• _Provided data_
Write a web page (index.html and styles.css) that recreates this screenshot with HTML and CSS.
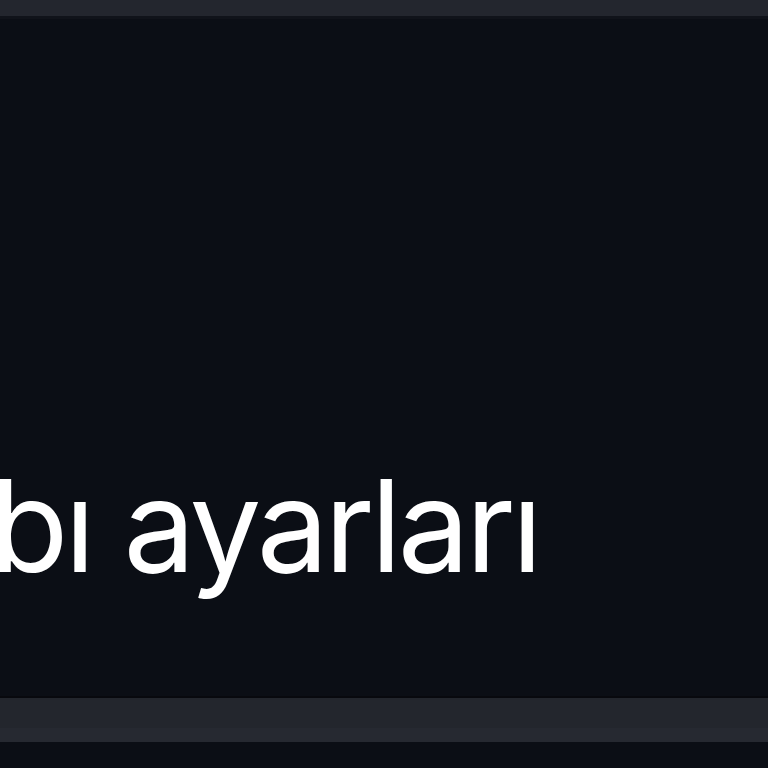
FILE: index.html
```html
<!DOCTYPE html>
<html lang="tr">
<head>
<meta charset="utf-8">
<link rel="stylesheet" href="styles.css">
</head>
<body>
<div class="page">
  <div class="topbar"></div>
  <div class="content">
    <div class="title">bı ayarları</div>
  </div>
  <div class="strip"></div>
  <div class="footer"></div>
</div>
</body>
</html>
```
FILE: styles.css
```css
html, body {
  margin: 0;
  padding: 0;
  background: #0b0e15;
  overflow: hidden;
}
.page {
  width: 768px;
  height: 768px;
  display: flex;
  flex-direction: column;
}
.topbar {
  height: 16px;
  background: #23262e;
  border-bottom: 3px solid #10131a;
}
.content {
  flex: 0 0 679px;
  box-sizing: border-box;
  padding-top: 427px;
  background: #0b0e15;
  border-bottom: 2px solid #08090e;
  overflow: hidden;
}
.title {
  font-family: "Inter", "Noto Sans", sans-serif;
  font-size: 128px;
  line-height: 160px;
  color: #ffffff;
  white-space: nowrap;
  margin-left: -10px;
  letter-spacing: -4px;
}
.strip {
  flex: 0 0 44px;
  background: linear-gradient(#23262d 0, #23262d 30px, #262931 30px, #262931 100%);
}
.footer {
  flex: 1;
  background: #0b0e15;
}
```
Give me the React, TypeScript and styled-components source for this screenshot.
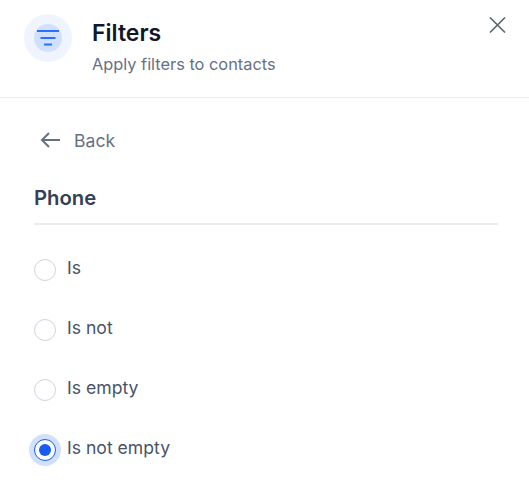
import React from "react";
import styled, { createGlobalStyle } from "styled-components";

const GlobalStyle = createGlobalStyle`
	html, body {
		margin: 0;
		padding: 0;
		background: #fff;
		font-family: "Inter", "Liberation Sans", sans-serif;
	}
`;

const Panel = styled.div`
	width: 529px;
	height: 490px;
	overflow: hidden;
	background: #fff;
`;

const Header = styled.header`
	display: flex;
	align-items: flex-start;
	height: 98px;
	box-sizing: border-box;
	padding: 14px 22px 0 24px;
	border-bottom: 1px solid #eaecf0;
`;

const IconHalo = styled.div`
	display: flex;
	align-items: center;
	justify-content: center;
	width: 48px;
	height: 48px;
	border-radius: 50%;
	background: #eff4ff;
	flex-shrink: 0;
`;

const IconCore = styled.div`
	display: flex;
	align-items: center;
	justify-content: center;
	width: 28px;
	height: 28px;
	border-radius: 50%;
	background: #d1e0ff;
`;

const HeaderText = styled.div`
	flex: 1;
	margin-left: 20px;
	padding-top: 1px;
`;

const Title = styled.h1`
	margin: 0;
	font-size: 23px;
	line-height: 36px;
	font-weight: 600;
	color: #101828;
`;

const Subtitle = styled.p`
	margin: 1px 0 0;
	font-size: 16.35px;
	line-height: 24px;
	color: #667085;
`;

const CloseButton = styled.button`
	display: flex;
	padding: 0;
	border: 0;
	background: none;
	color: #5f6570;
	cursor: pointer;
`;

const Body = styled.div`
	padding: 29px 31px 0 34px;
`;

const BackLink = styled.button`
	display: flex;
	align-items: center;
	gap: 10px;
	height: 26px;
	padding: 0 0 0 4px;
	border: 0;
	background: none;
	font: inherit;
	font-size: 17.6px;
	color: #667085;
	cursor: pointer;
`;

const FieldName = styled.h2`
	margin: 31px 0 0;
	padding-bottom: 11px;
	font-size: 20.3px;
	line-height: 28px;
	font-weight: 600;
	color: #344054;
	border-bottom: 2px solid #eaecf0;
`;

const Options = styled.div`
	display: flex;
	flex-direction: column;
	gap: 32px;
	margin-top: 29px;
`;

const Option = styled.label`
	display: flex;
	align-items: flex-start;
	gap: 11px;
	height: 28px;
	font-size: 17.6px;
	line-height: 28px;
	color: #475467;
	cursor: pointer;
`;

const Radio = styled.span<{ $checked: boolean }>`
	display: flex;
	align-items: center;
	justify-content: center;
	width: 22px;
	height: 22px;
	margin-top: 5px;
	box-sizing: border-box;
	border-radius: 50%;
	background: #fff;
	border: 1px solid ${(p) => (p.$checked ? "#155eef" : "#d0d5dd")};
	box-shadow: ${(p) => (p.$checked ? "0 0 0 5px #d1e0ff" : "none")};
	flex-shrink: 0;
`;

const RadioDot = styled.span`
	width: 12px;
	height: 12px;
	border-radius: 50%;
	background: #155eef;
`;

const options = ["Is", "Is not", "Is empty", "Is not empty"];

const App = () => {
	const selected = "Is not empty";

	return (
		<Panel>
			<GlobalStyle />
			<Header>
				<IconHalo>
					<IconCore>
						<svg width="24" height="24" viewBox="0 0 24 24" fill="none">
							<path
								d="M1 5h22M4.5 12h15M8 18.6h8"
								stroke="#2970ff"
								strokeWidth="2"
							/>
						</svg>
					</IconCore>
				</IconHalo>
				<HeaderText>
					<Title>Filters</Title>
					<Subtitle>Apply filters to contacts</Subtitle>
				</HeaderText>
				<CloseButton aria-label="Close">
					<svg width="20" height="20" viewBox="0 0 20 20" fill="none">
						<path
							d="M3 3.5l15 15M18 3.5l-15 15"
							stroke="currentColor"
							strokeWidth="1.7"
						/>
					</svg>
				</CloseButton>
			</Header>
			<Body>
				<BackLink>
					<svg width="26" height="20" viewBox="0 0 26 20" fill="none">
						<path
							d="M22 10H4M11 3l-7 7 7 7"
							stroke="currentColor"
							strokeWidth="2"
						/>
					</svg>
					Back
				</BackLink>
				<FieldName>Phone</FieldName>
				<Options>
					{options.map((option) => (
						<Option key={option}>
							<Radio $checked={option === selected}>
								{option === selected && <RadioDot />}
							</Radio>
							{option}
						</Option>
					))}
				</Options>
			</Body>
		</Panel>
	);
};

export default App;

• _Exercise prompt_
Reproduce the entries above word for word. Pictures stay out.

• _Exercise result_
Write a web page (index.html and styles.css) that recreates this screenshot with HTML and CSS.
FILE: index.html
```html
<!DOCTYPE html>
<html lang="tr">
<head>
<meta charset="utf-8">
<link rel="stylesheet" href="styles.css">
</head>
<body>
<div class="page">
  <div class="topbar"></div>
  <div class="content">
    <div class="title">bı ayarları</div>
  </div>
  <div class="strip"></div>
  <div class="footer"></div>
</div>
</body>
</html>
```
FILE: styles.css
```css
html, body {
  margin: 0;
  padding: 0;
  background: #0b0e15;
  overflow: hidden;
}
.page {
  width: 768px;
  height: 768px;
  display: flex;
  flex-direction: column;
}
.topbar {
  height: 16px;
  background: #23262e;
  border-bottom: 3px solid #10131a;
}
.content {
  flex: 0 0 679px;
  box-sizing: border-box;
  padding-top: 427px;
  background: #0b0e15;
  border-bottom: 2px solid #08090e;
  overflow: hidden;
}
.title {
  font-family: "Inter", "Noto Sans", sans-serif;
  font-size: 128px;
  line-height: 160px;
  color: #ffffff;
  white-space: nowrap;
  margin-left: -10px;
  letter-spacing: -4px;
}
.strip {
  flex: 0 0 44px;
  background: linear-gradient(#23262d 0, #23262d 30px, #262931 30px, #262931 100%);
}
.footer {
  flex: 1;
  background: #0b0e15;
}
```
Give me the React, TypeScript and styled-components source for this screenshot.
import React from "react";
import styled, { createGlobalStyle } from "styled-components";

const GlobalStyle = createGlobalStyle`
	html, body {
		margin: 0;
		padding: 0;
		background: #fff;
		font-family: "Inter", "Liberation Sans", sans-serif;
	}
`;

const Panel = styled.div`
	width: 529px;
	height: 490px;
	overflow: hidden;
	background: #fff;
`;

const Header = styled.header`
	display: flex;
	align-items: flex-start;
	height: 98px;
	box-sizing: border-box;
	padding: 14px 22px 0 24px;
	border-bottom: 1px solid #eaecf0;
`;

const IconHalo = styled.div`
	display: flex;
	align-items: center;
	justify-content: center;
	width: 48px;
	height: 48px;
	border-radius: 50%;
	background: #eff4ff;
	flex-shrink: 0;
`;

const IconCore = styled.div`
	display: flex;
	align-items: center;
	justify-content: center;
	width: 28px;
	height: 28px;
	border-radius: 50%;
	background: #d1e0ff;
`;

const HeaderText = styled.div`
	flex: 1;
	margin-left: 20px;
	padding-top: 1px;
`;

const Title = styled.h1`
	margin: 0;
	font-size: 23px;
	line-height: 36px;
	font-weight: 600;
	color: #101828;
`;

const Subtitle = styled.p`
	margin: 1px 0 0;
	font-size: 16.35px;
	line-height: 24px;
	color: #667085;
`;

const CloseButton = styled.button`
	display: flex;
	padding: 0;
	border: 0;
	background: none;
	color: #5f6570;
	cursor: pointer;
`;

const Body = styled.div`
	padding: 29px 31px 0 34px;
`;

const BackLink = styled.button`
	display: flex;
	align-items: center;
	gap: 10px;
	height: 26px;
	padding: 0 0 0 4px;
	border: 0;
	background: none;
	font: inherit;
	font-size: 17.6px;
	color: #667085;
	cursor: pointer;
`;

const FieldName = styled.h2`
	margin: 31px 0 0;
	padding-bottom: 11px;
	font-size: 20.3px;
	line-height: 28px;
	font-weight: 600;
	color: #344054;
	border-bottom: 2px solid #eaecf0;
`;

const Options = styled.div`
	display: flex;
	flex-direction: column;
	gap: 32px;
	margin-top: 29px;
`;

const Option = styled.label`
	display: flex;
	align-items: flex-start;
	gap: 11px;
	height: 28px;
	font-size: 17.6px;
	line-height: 28px;
	color: #475467;
	cursor: pointer;
`;

const Radio = styled.span<{ $checked: boolean }>`
	display: flex;
	align-items: center;
	justify-content: center;
	width: 22px;
	height: 22px;
	margin-top: 5px;
	box-sizing: border-box;
	border-radius: 50%;
	background: #fff;
	border: 1px solid ${(p) => (p.$checked ? "#155eef" : "#d0d5dd")};
	box-shadow: ${(p) => (p.$checked ? "0 0 0 5px #d1e0ff" : "none")};
	flex-shrink: 0;
`;

const RadioDot = styled.span`
	width: 12px;
	height: 12px;
	border-radius: 50%;
	background: #155eef;
`;

const options = ["Is", "Is not", "Is empty", "Is not empty"];

const App = () => {
	const selected = "Is not empty";

	return (
		<Panel>
			<GlobalStyle />
			<Header>
				<IconHalo>
					<IconCore>
						<svg width="24" height="24" viewBox="0 0 24 24" fill="none">
							<path
								d="M1 5h22M4.5 12h15M8 18.6h8"
								stroke="#2970ff"
								strokeWidth="2"
							/>
						</svg>
					</IconCore>
				</IconHalo>
				<HeaderText>
					<Title>Filters</Title>
					<Subtitle>Apply filters to contacts</Subtitle>
				</HeaderText>
				<CloseButton aria-label="Close">
					<svg width="20" height="20" viewBox="0 0 20 20" fill="none">
						<path
							d="M3 3.5l15 15M18 3.5l-15 15"
							stroke="currentColor"
							strokeWidth="1.7"
						/>
					</svg>
				</CloseButton>
			</Header>
			<Body>
				<BackLink>
					<svg width="26" height="20" viewBox="0 0 26 20" fill="none">
						<path
							d="M22 10H4M11 3l-7 7 7 7"
							stroke="currentColor"
							strokeWidth="2"
						/>
					</svg>
					Back
				</BackLink>
				<FieldName>Phone</FieldName>
				<Options>
					{options.map((option) => (
						<Option key={option}>
							<Radio $checked={option === selected}>
								{option === selected && <RadioDot />}
							</Radio>
							{option}
						</Option>
					))}
				</Options>
			</Body>
		</Panel>
	);
};

export default App;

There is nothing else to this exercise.